Autre dimension que ces espaces précaires partagent avec la ville durable : le numérique. « La connexion aux téléphones portables y est incommensurablement plus assurée que la connexion à l'eau potable. [...] Les habitants des bidonvilles, dans le Sud comme en France, sont les premiers 'Phono sapiens'. Ils se connectent, collaborent, et circulent grâce à leur téléphone, sachant que la recharge de ces instruments essentiels à leur vie quotidienne relève maintenant de l'offre basique de service. »

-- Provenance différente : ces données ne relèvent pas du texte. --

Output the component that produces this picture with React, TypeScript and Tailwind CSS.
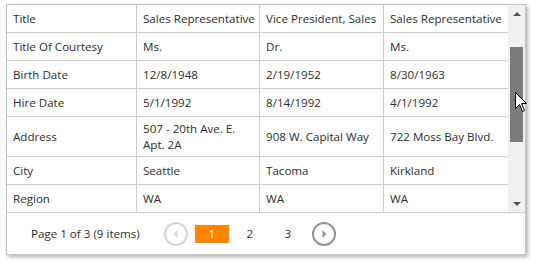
import React from 'react';

const rows: { label: string; values: string[]; tall?: boolean }[] = [
    { label: 'Title', values: ['Sales Representative', 'Vice President, Sales', 'Sales Representative'] },
    { label: 'Title Of Courtesy', values: ['Ms.', 'Dr.', 'Ms.'] },
    { label: 'Birth Date', values: ['12/8/1948', '2/19/1952', '8/30/1963'] },
    { label: 'Hire Date', values: ['5/1/1992', '8/14/1992', '4/1/1992'] },
    { label: 'Address', values: ['507 - 20th Ave. E. Apt. 2A', '908 W. Capital Way', '722 Moss Bay Blvd.'], tall: true },
    { label: 'City', values: ['Seattle', 'Tacoma', 'Kirkland'] },
    { label: 'Region', values: ['WA', 'WA', 'WA'] },
];

const colWidths = ['w-[130px]', 'w-[123px]', 'w-[124px]', 'w-[124px]'];

function ArrowCircle({ dir, disabled }: { dir: 'left' | 'right'; disabled?: boolean }) {
    const color = disabled ? '#d6d6d6' : '#929292';
    return (
        <svg width="24" height="24" viewBox="0 0 24 24">
            <circle cx="12" cy="12" r="11" fill="white" stroke={color} strokeWidth="2" />
            {dir === 'left' ? (
                <path d="M9.5 12 L13.5 8 L13.5 16 Z" fill={color} />
            ) : (
                <path d="M14.5 12 L10.5 8 L10.5 16 Z" fill={color} />
            )}
        </svg>
    );
}

export default function App() {
    return (
        <div className="relative w-[536px] h-[267px] bg-white pt-[4px] pl-[6px] font-['Segoe_UI','Open_Sans',sans-serif] text-[11.6px] text-[#2e2e2e]">
            <div className="w-[520px] h-[251px] border border-[#c3c3c3] bg-white flex flex-col shadow-[2px_2px_4px_rgba(0,0,0,0.3)]">
                {/* Grid */}
                <div className="flex h-[207px]">
                    <div className="flex flex-col w-[501px]">
                        {rows.map((row, i) => (
                            <div
                                key={row.label}
                                className={`flex ${row.tall ? 'h-[40px]' : i === rows.length - 1 ? 'h-[27px]' : 'h-[28px]'} ${i === rows.length - 1 ? '' : 'border-b border-[#cccccc]'}`}
                            >
                                {[row.label, ...row.values].map((v, j) => (
                                    <div
                                        key={j}
                                        className={`${colWidths[j]} shrink-0 flex items-center px-[6px] leading-[16px] ${row.tall ? '' : 'whitespace-nowrap'} ${j < 3 ? 'border-r border-[#cccccc]' : ''}`}
                                    >
                                        {v}
                                    </div>
                                ))}
                            </div>
                        ))}
                    </div>
                    {/* Scrollbar */}
                    <div className="w-[17px] bg-[#f0f0f0] flex flex-col">
                        <div className="h-[17px] flex items-center justify-center">
                            <svg width="8" height="4" viewBox="0 0 8 4">
                                <path d="M0 4 L4 0 L8 4 Z" fill="#555" />
                            </svg>
                        </div>
                        <div className="flex-1 px-[2px]">
                            <div className="mt-[25px] h-[95px] bg-[#7b7b7b]" />
                        </div>
                        <div className="h-[17px] flex items-center justify-center">
                            <svg width="8" height="4" viewBox="0 0 8 4">
                                <path d="M0 0 L8 0 L4 4 Z" fill="#555" />
                            </svg>
                        </div>
                    </div>
                </div>
                {/* Pager */}
                <div className="h-[42px] border-t border-[#cccccc] flex items-center pl-[24px]">
                    <span className="mr-[24px]">Page 1 of 3 (9 items)</span>
                    <ArrowCircle dir="left" disabled />
                    <div className="flex items-center gap-[4px] ml-[7px] mr-[7px]">
                        <div className="w-[34px] h-[18px] bg-[#ff8400] text-white flex items-center justify-center">1</div>
                        <div className="w-[34px] h-[18px] flex items-center justify-center">2</div>
                        <div className="w-[34px] h-[18px] flex items-center justify-center">3</div>
                    </div>
                    <ArrowCircle dir="right" />
                </div>
            </div>
            {/* Mouse cursor */}
            <svg className="absolute left-[515px] top-[92px]" width="13" height="21" viewBox="0 0 13 21">
                <path d="M0.5 0.5 L0.5 16.5 L4.5 12.5 L7.5 19.5 L9.5 18.5 L6.5 11.5 L11.5 11.5 Z" fill="white" stroke="black" strokeWidth="1" strokeLinejoin="miter" />
            </svg>
        </div>
    );
}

Pour résumer son propos, Julien Damon use d'une pirouette efficace : le bidonville n'est pas une ville bidon. Est-ce pour autant une ville en devenir ? Le bidonville est-il un « sas » vers la vraie ville ou une « nasse », un piège à pauvreté ? C'est toute la question qui oppose, aujourd'hui, les spécialistes du sujet. Pour Thibaut Besozzi, cité par « Le Monde » du vendredi 20 octobre, « dans les années 1960, le bidonville est un espace de transition, aujourd'hui c'est un lieu de désintégration ». « Théoriquement, les bidonvilles sont des espaces de mobilité, observe Julien Damon. Des ménages y entrent, d'autres en sortent. »

Alors, sas ou nasse ? Passage ou trappe ? « Tout dépend des sites et des politiques menées », répond-il, laissant son lecteur sur sa faim. Là est la limite de l'exercice, qui manque d'illustrations rapportées de ces plongées en villes troubles. Le bidonville, nid d'innovations ? On a soif d'exemples. Faute d'être appuyée par des réalités, la théorie échoue parfois à apporter les bonnes réponses.